Most of this is wind and solar which will displaced unabated fossil fuels, supported by other renewables and nuclear.

By 2050, the BNEF report says, the global power system will be dominated by wind (48 per cent of generation) and solar (26 per cent), which together account for three quarters of production from a vastly expanded grid that accommodates the electrification of transport, buildings and industry.

Source: BNEF. Left graph shows “no transition” scenario based on current policies, and “net zero” scenario on the right.

The the rest of the power supply by 2050 is provided by other renewables (7 per cent), nuclear (9 per cent), and less than 10 per cent combined for hydrogen and coal or gas with carbon capture. (See graphs above).

BNEF says electrification of transport and industrial processes, buildings and heat – using steadily lower-carbon electricity – is the next biggest contributor to emissions reductions, abating about a quarter of total emissions over the period.

The technologies already exist, but are not yet being deployed fast enough. The remainder of the required emissions cuts come from demand-side efficiency gains and recycling, hydrogen, bioenergy and carbon capture and storage.

BNEF says the key is to move quickly while a small window of opportunity remains open. It says investment in green energy needs to at least treble that in fossil fuels, and the world’s big coal-dominated economies – China, India and Australia – need to switch quickly to renewables and electrify transport, industry and buildings.

Source: BNEF

The country by country breakdown highlights the importance of wind and solar in the abatement task, particularly of big emitters such as China, India and Australia where it accounts for more than half of all abatement in the net zero scenario.

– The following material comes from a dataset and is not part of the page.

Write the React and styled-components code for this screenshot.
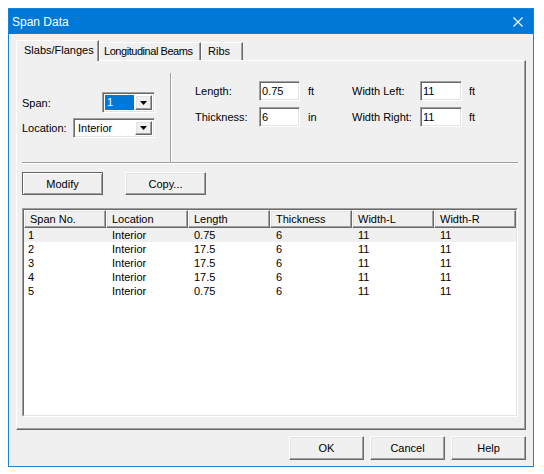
import React from "react";
import styled, { createGlobalStyle, css } from "styled-components";

const GlobalStyle = createGlobalStyle`
  body {
    margin: 8px;
    background: #ffffff;
    font-family: "Liberation Sans", Arial, sans-serif;
    font-size: 11px;
    color: #000000;
  }
`;

const sunken = css`
  border-style: solid;
  border-width: 1px;
  border-color: #a0a0a0 #ffffff #ffffff #a0a0a0;
  box-shadow: inset 1px 1px 0 #696969, inset -1px -1px 0 #e3e3e3;
`;

const raised = css`
  border-style: solid;
  border-width: 1px;
  border-color: #ffffff #696969 #696969 #ffffff;
  box-shadow: inset -1px -1px 0 #a0a0a0, inset 1px 1px 0 #e3e3e3;
`;

const Window = styled.div`
  width: 526px;
  height: 459px;
  box-sizing: border-box;
  border: 1px solid #1883d7;
  background: #f0f0f0;
  display: flex;
  flex-direction: column;
`;

const TitleBar = styled.div`
  height: 25px;
  flex-shrink: 0;
  background: #0078d7;
  color: #ffffff;
  font-size: 12px;
  display: flex;
  align-items: center;
  justify-content: space-between;
  padding: 0 10px 0 3px;
`;

const Body = styled.div`
  flex: 1;
  display: flex;
  flex-direction: column;
  padding: 6px 7px 6px 7px;
`;

const TabStrip = styled.div`
  height: 20px;
  display: flex;
  align-items: flex-end;
  position: relative;
  z-index: 1;
`;

const Tab = styled.div`
  box-sizing: border-box;
  width: ${(p) => p.$width}px;
  padding-left: ${(p) => p.$pad}px;
  height: ${(p) => (p.$active ? 21 : 18)}px;
  margin-bottom: ${(p) => (p.$active ? -1 : 0)}px;
  line-height: ${(p) => (p.$active ? 18 : 17)}px;
  letter-spacing: ${(p) => p.$spacing || 0}px;
  background: #f0f0f0;
  border-top: 1px solid #ffffff;
  border-left: 1px solid #ffffff;
  border-right: 1px solid #696969;
  box-shadow: inset -1px 0 0 #a0a0a0;
  white-space: nowrap;
  overflow: hidden;
`;

const Panel = styled.div`
  flex: 1;
  border-style: solid;
  border-width: 1px;
  border-color: #ffffff #696969 #696969 #ffffff;
  box-shadow: inset -1px -1px 0 #a0a0a0;
  padding: 0 7px 0 5px;
  display: flex;
  flex-direction: column;
`;

const TopSection = styled.div`
  height: 101px;
  display: flex;
`;

const LeftGroup = styled.div`
  width: 148px;
  padding-top: 31px;
  display: flex;
  flex-direction: column;
  gap: 5px;
`;

const FieldRow = styled.div`
  width: 133px;
  display: flex;
  align-items: center;
  justify-content: space-between;
`;

const RightGroup = styled.div`
  margin-top: 12px;
  border-left: 1px solid #a0a0a0;
  box-shadow: inset 1px 0 0 #ffffff;
  padding: 8px 0 0 24px;
  display: grid;
  grid-template-columns: 64px 41px 52px 68px 42px auto;
  grid-auto-rows: 20px;
  row-gap: 6px;
  align-items: center;
  align-content: start;
`;

const Unit = styled.span`
  padding-left: ${(p) => p.$pad}px;
`;

const TextBox = styled.div`
  ${sunken};
  box-sizing: border-box;
  height: 20px;
  background: #ffffff;
  padding-left: 2px;
  line-height: 18px;
`;

const Combo = styled.div`
  ${sunken};
  box-sizing: border-box;
  width: ${(p) => p.$width}px;
  height: ${(p) => p.$height}px;
  background: #ffffff;
  padding: 2px;
  display: flex;
`;

const ComboText = styled.div`
  flex: 1;
  padding-left: 2px;
  line-height: 15px;
  background: ${(p) => (p.$selected ? "#0078d7" : "transparent")};
  color: ${(p) => (p.$selected ? "#ffffff" : "#000000")};
  margin-right: 1px;
`;

const ComboButton = styled.div`
  ${raised};
  box-sizing: border-box;
  width: 17px;
  background: #f0f0f0;
  display: flex;
  align-items: center;
  justify-content: center;
`;

const Separator = styled.div`
  border-top: 1px solid #a0a0a0;
  border-bottom: 1px solid #ffffff;
`;

const ButtonRow = styled.div`
  display: flex;
  gap: ${(p) => p.$gap}px;
  margin-top: ${(p) => p.$top}px;
  justify-content: ${(p) => p.$justify || "flex-start"};
`;

const Button = styled.div`
  ${raised};
  box-sizing: border-box;
  width: ${(p) => p.$width}px;
  height: ${(p) => p.$height}px;
  background: #f0f0f0;
  display: flex;
  align-items: center;
  justify-content: center;
  ${(p) =>
    p.$default &&
    css`
      border-color: #646464;
      box-shadow: inset 1px 1px 0 #ffffff, inset -1px -1px 0 #a0a0a0;
    `}
`;

const ListFrame = styled.div`
  margin-top: 13px;
  height: 209px;
  box-sizing: border-box;
  border-style: solid;
  border-width: 1px;
  border-color: #a0a0a0 #ffffff #ffffff #a0a0a0;
`;

const ListInner = styled.div`
  height: 100%;
  box-sizing: border-box;
  border-style: solid;
  border-width: 1px;
  border-color: #696969 #e3e3e3 #e3e3e3 #696969;
  background: #ffffff;
`;

const HeaderRow = styled.div`
  display: grid;
  grid-template-columns: repeat(6, 82px);
  height: 18px;
`;

const HeaderCell = styled.div`
  ${raised};
  box-sizing: border-box;
  background: #f0f0f0;
  padding-left: 5px;
  line-height: 16px;
`;

const DataRow = styled.div`
  display: grid;
  grid-template-columns: repeat(6, 82px);
  height: 14px;
  line-height: 14px;
  background: ${(p) => (p.$hover ? "#f0f0f0" : "#ffffff")};
  &:first-of-type {
    margin-top: 1px;
  }
`;

const Cell = styled.div`
  padding-left: ${(p) => p.$pad}px;
  white-space: nowrap;
`;

const Arrow = () => (
  <svg width="7" height="4" viewBox="0 0 7 4">
    <path d="M0 0h7L3.5 4z" fill="#000" />
  </svg>
);

const CloseIcon = () => (
  <svg width="10" height="10" viewBox="0 0 10 10">
    <path d="M0.5 0.5l9 9M9.5 0.5l-9 9" stroke="#fff" strokeWidth="1.1" />
  </svg>
);

const tabs = [
  { label: "Slabs/Flanges", width: 83, pad: 7, active: true },
  { label: "Longitudinal Beams", width: 102, pad: 4, spacing: -0.45 },
  { label: "Ribs", width: 42, pad: 6 },
];

const columns = ["Span No.", "Location", "Length", "Thickness", "Width-L", "Width-R"];

const rows = [
  ["1", "Interior", "0.75", "6", "11", "11"],
  ["2", "Interior", "17.5", "6", "11", "11"],
  ["3", "Interior", "17.5", "6", "11", "11"],
  ["4", "Interior", "17.5", "6", "11", "11"],
  ["5", "Interior", "0.75", "6", "11", "11"],
];

export default function App() {
  return (
    <>
      <GlobalStyle />
      <Window>
        <TitleBar>
          <span>Span Data</span>
          <CloseIcon />
        </TitleBar>
        <Body>
          <TabStrip>
            {tabs.map((t) => (
              <Tab
                key={t.label}
                $width={t.width}
                $pad={t.pad}
                $active={t.active}
                $spacing={t.spacing}
              >
                {t.label}
              </Tab>
            ))}
          </TabStrip>
          <Panel>
            <TopSection>
              <LeftGroup>
                <FieldRow>
                  <span>Span:</span>
                  <Combo $width={53} $height={21}>
                    <ComboText $selected>1</ComboText>
                    <ComboButton>
                      <Arrow />
                    </ComboButton>
                  </Combo>
                </FieldRow>
                <FieldRow>
                  <span>Location:</span>
                  <Combo $width={82} $height={20}>
                    <ComboText>Interior</ComboText>
                    <ComboButton>
                      <Arrow />
                    </ComboButton>
                  </Combo>
                </FieldRow>
              </LeftGroup>
              <RightGroup>
                <span>Length:</span>
                <TextBox>0.75</TextBox>
                <Unit $pad={8}>ft</Unit>
                <span>Width Left:</span>
                <TextBox>11</TextBox>
                <Unit $pad={7}>ft</Unit>
                <span>Thickness:</span>
                <TextBox>6</TextBox>
                <Unit $pad={8}>in</Unit>
                <span>Width Right:</span>
                <TextBox>11</TextBox>
                <Unit $pad={7}>ft</Unit>
              </RightGroup>
            </TopSection>
            <Separator />
            <ButtonRow $gap={22} $top={8}>
              <Button $width={81} $height={23} $default>
                Modify
              </Button>
              <Button $width={81} $height={23}>
                Copy...
              </Button>
            </ButtonRow>
            <ListFrame>
              <ListInner>
                <HeaderRow>
                  {columns.map((c) => (
                    <HeaderCell key={c}>{c}</HeaderCell>
                  ))}
                </HeaderRow>
                {rows.map((r, i) => (
                  <DataRow key={i} $hover={i === 0}>
                    {r.map((v, j) => (
                      <Cell key={j} $pad={j === 0 ? 4 : 6}>
                        {v}
                      </Cell>
                    ))}
                  </DataRow>
                ))}
              </ListInner>
            </ListFrame>
          </Panel>
          <ButtonRow $gap={6} $top={6} $justify="flex-end">
            <Button $width={75} $height={24}>OK</Button>
            <Button $width={75} $height={24}>Cancel</Button>
            <Button $width={75} $height={24}>Help</Button>
          </ButtonRow>
        </Body>
      </Window>
    </>
  );
}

Electrification also plays an important role, particularly in those countries which have already achieved a significant reduction in emissions in their respective grids.

The BNEF report says Australia, along with the US, Germany and Japan should achieve their stated UN climate targets, or at least come very close, as long as they take decisive action and raise their ambition for deep decarbonations.

It notes, however, that the UK and France will likely miss their UN targets.

Even in the Economic Transition Scenario, which has the world on track for 2.6°C of warming, and is based on current policies, wind and solar dominate new investment, accounting – along with battery storage – for an overwhelming 85% of the 23 terawatts of new power capacity additions installed over the next three decades.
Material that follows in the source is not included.